# start of SUPPLIED INFORMATION
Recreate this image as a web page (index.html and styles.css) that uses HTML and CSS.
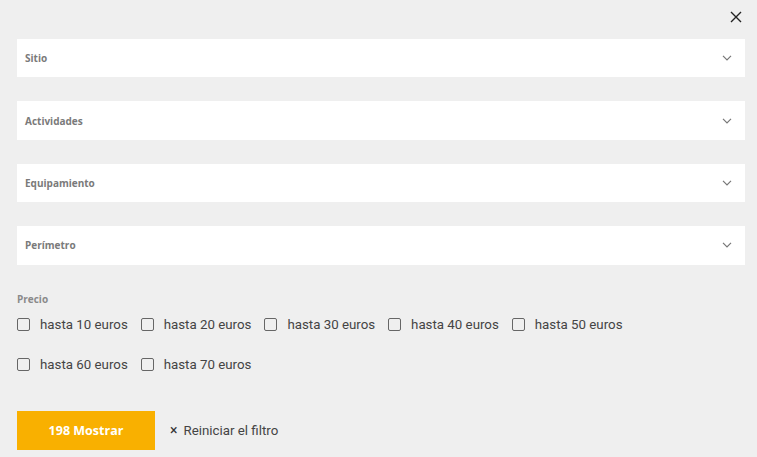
FILE: index.html
```html
<!DOCTYPE html>
<html lang="es">
<head>
<meta charset="utf-8">
<link rel="stylesheet" href="styles.css">
</head>
<body>
<div class="filters">
  <div class="top">
    <button class="close" aria-label="Cerrar">
      <svg width="12" height="12" viewBox="0 0 12 12"><path d="M1 1L11 11M11 1L1 11" stroke="#222" stroke-width="1.4" fill="none"/></svg>
    </button>
  </div>
  <div class="panels">
    <div class="panel"><span>Sitio</span><svg class="chev" width="10" height="6" viewBox="0 0 10 6"><path d="M1 0.8L5 4.8L9 0.8" stroke="#777" stroke-width="1.2" fill="none"/></svg></div>
    <div class="panel"><span>Actividades</span><svg class="chev" width="10" height="6" viewBox="0 0 10 6"><path d="M1 0.8L5 4.8L9 0.8" stroke="#777" stroke-width="1.2" fill="none"/></svg></div>
    <div class="panel"><span>Equipamiento</span><svg class="chev" width="10" height="6" viewBox="0 0 10 6"><path d="M1 0.8L5 4.8L9 0.8" stroke="#777" stroke-width="1.2" fill="none"/></svg></div>
    <div class="panel"><span>Perímetro</span><svg class="chev" width="10" height="6" viewBox="0 0 10 6"><path d="M1 0.8L5 4.8L9 0.8" stroke="#777" stroke-width="1.2" fill="none"/></svg></div>
  </div>
  <div class="price">
    <div class="price-title">Precio</div>
    <div class="options">
      <label class="opt"><span class="box"></span>hasta 10 euros</label>
      <label class="opt"><span class="box"></span>hasta 20 euros</label>
      <label class="opt"><span class="box"></span>hasta 30 euros</label>
      <label class="opt"><span class="box"></span>hasta 40 euros</label>
      <label class="opt"><span class="box"></span>hasta 50 euros</label>
      <label class="opt"><span class="box"></span>hasta 60 euros</label>
      <label class="opt"><span class="box"></span>hasta 70 euros</label>
    </div>
  </div>
  <div class="actions">
    <button class="show">198 Mostrar</button>
    <button class="reset"><span class="x">×</span>Reiniciar el filtro</button>
  </div>
</div>
</body>
</html>
```

FILE: styles.css
```css
html, body {
  margin: 0;
  padding: 0;
  background: #efefef;
}
body {
  font-family: Roboto, "Liberation Sans", sans-serif;
  color: #444;
}
.filters {
  padding: 0 12px 0 17px;
}
.top {
  height: 39px;
  display: flex;
  justify-content: flex-end;
  align-items: flex-start;
}
.close {
  margin-top: 11px;
  margin-right: 3px;
  padding: 0;
  border: 0;
  background: none;
  width: 12px;
  height: 12px;
  display: flex;
}
.panels {
  display: flex;
  flex-direction: column;
  gap: 24px;
}
.panel {
  height: 38.4px;
  background: #fff;
  display: flex;
  align-items: center;
  justify-content: space-between;
  padding: 0 13px 0 8px;
  font-family: "Open Sans", sans-serif;
  font-weight: 700;
  font-size: 10px;
  color: #7a7a7a;
}
.price {
  margin-top: 27px;
}
.price-title {
  font-family: "Open Sans", sans-serif;
  font-weight: 700;
  font-size: 10px;
  color: #8a8a8a;
  height: 14px;
  line-height: 14px;
}
.options {
  display: flex;
  flex-wrap: wrap;
  width: 640px;
  row-gap: 22px;
  margin-top: 10px;
}
.opt {
  width: 123.7px;
  display: flex;
  align-items: center;
  height: 18px;
  font-size: 13.3px;
  color: #444;
}
.box {
  width: 11px;
  height: 11px;
  border: 1.5px solid #666;
  border-radius: 2px;
  margin-right: 10px;
  flex: none;
}
.actions {
  margin-top: 37px;
  display: flex;
  align-items: center;
}
.show {
  width: 138px;
  height: 39px;
  border: 0;
  background: #f9b000;
  color: #fff;
  font-family: "Open Sans", sans-serif;
  font-weight: 700;
  font-size: 12.5px;
  padding: 0;
}
.reset {
  margin-left: 15px;
  border: 0;
  background: none;
  font-family: Roboto, sans-serif;
  font-size: 13.3px;
  color: #444;
  display: flex;
  align-items: center;
  padding: 0;
}
.x {
  font-size: 14px;
  margin-right: 6px;
  color: #333;
}
```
# end of SUPPLIED INFORMATION
TASK PROMPT:
Restate the whole listing above exactly, except for its images.

ANSWER FOR THIS EXERCISE:
Recreate this image as a web page (index.html and styles.css) that uses HTML and CSS.
FILE: index.html
```html
<!DOCTYPE html>
<html lang="es">
<head>
<meta charset="utf-8">
<link rel="stylesheet" href="styles.css">
</head>
<body>
<div class="filters">
  <div class="top">
    <button class="close" aria-label="Cerrar">
      <svg width="12" height="12" viewBox="0 0 12 12"><path d="M1 1L11 11M11 1L1 11" stroke="#222" stroke-width="1.4" fill="none"/></svg>
    </button>
  </div>
  <div class="panels">
    <div class="panel"><span>Sitio</span><svg class="chev" width="10" height="6" viewBox="0 0 10 6"><path d="M1 0.8L5 4.8L9 0.8" stroke="#777" stroke-width="1.2" fill="none"/></svg></div>
    <div class="panel"><span>Actividades</span><svg class="chev" width="10" height="6" viewBox="0 0 10 6"><path d="M1 0.8L5 4.8L9 0.8" stroke="#777" stroke-width="1.2" fill="none"/></svg></div>
    <div class="panel"><span>Equipamiento</span><svg class="chev" width="10" height="6" viewBox="0 0 10 6"><path d="M1 0.8L5 4.8L9 0.8" stroke="#777" stroke-width="1.2" fill="none"/></svg></div>
    <div class="panel"><span>Perímetro</span><svg class="chev" width="10" height="6" viewBox="0 0 10 6"><path d="M1 0.8L5 4.8L9 0.8" stroke="#777" stroke-width="1.2" fill="none"/></svg></div>
  </div>
  <div class="price">
    <div class="price-title">Precio</div>
    <div class="options">
      <label class="opt"><span class="box"></span>hasta 10 euros</label>
      <label class="opt"><span class="box"></span>hasta 20 euros</label>
      <label class="opt"><span class="box"></span>hasta 30 euros</label>
      <label class="opt"><span class="box"></span>hasta 40 euros</label>
      <label class="opt"><span class="box"></span>hasta 50 euros</label>
      <label class="opt"><span class="box"></span>hasta 60 euros</label>
      <label class="opt"><span class="box"></span>hasta 70 euros</label>
    </div>
  </div>
  <div class="actions">
    <button class="show">198 Mostrar</button>
    <button class="reset"><span class="x">×</span>Reiniciar el filtro</button>
  </div>
</div>
</body>
</html>
```

FILE: styles.css
```css
html, body {
  margin: 0;
  padding: 0;
  background: #efefef;
}
body {
  font-family: Roboto, "Liberation Sans", sans-serif;
  color: #444;
}
.filters {
  padding: 0 12px 0 17px;
}
.top {
  height: 39px;
  display: flex;
  justify-content: flex-end;
  align-items: flex-start;
}
.close {
  margin-top: 11px;
  margin-right: 3px;
  padding: 0;
  border: 0;
  background: none;
  width: 12px;
  height: 12px;
  display: flex;
}
.panels {
  display: flex;
  flex-direction: column;
  gap: 24px;
}
.panel {
  height: 38.4px;
  background: #fff;
  display: flex;
  align-items: center;
  justify-content: space-between;
  padding: 0 13px 0 8px;
  font-family: "Open Sans", sans-serif;
  font-weight: 700;
  font-size: 10px;
  color: #7a7a7a;
}
.price {
  margin-top: 27px;
}
.price-title {
  font-family: "Open Sans", sans-serif;
  font-weight: 700;
  font-size: 10px;
  color: #8a8a8a;
  height: 14px;
  line-height: 14px;
}
.options {
  display: flex;
  flex-wrap: wrap;
  width: 640px;
  row-gap: 22px;
  margin-top: 10px;
}
.opt {
  width: 123.7px;
  display: flex;
  align-items: center;
  height: 18px;
  font-size: 13.3px;
  color: #444;
}
.box {
  width: 11px;
  height: 11px;
  border: 1.5px solid #666;
  border-radius: 2px;
  margin-right: 10px;
  flex: none;
}
.actions {
  margin-top: 37px;
  display: flex;
  align-items: center;
}
.show {
  width: 138px;
  height: 39px;
  border: 0;
  background: #f9b000;
  color: #fff;
  font-family: "Open Sans", sans-serif;
  font-weight: 700;
  font-size: 12.5px;
  padding: 0;
}
.reset {
  margin-left: 15px;
  border: 0;
  background: none;
  font-family: Roboto, sans-serif;
  font-size: 13.3px;
  color: #444;
  display: flex;
  align-items: center;
  padding: 0;
}
.x {
  font-size: 14px;
  margin-right: 6px;
  color: #333;
}
```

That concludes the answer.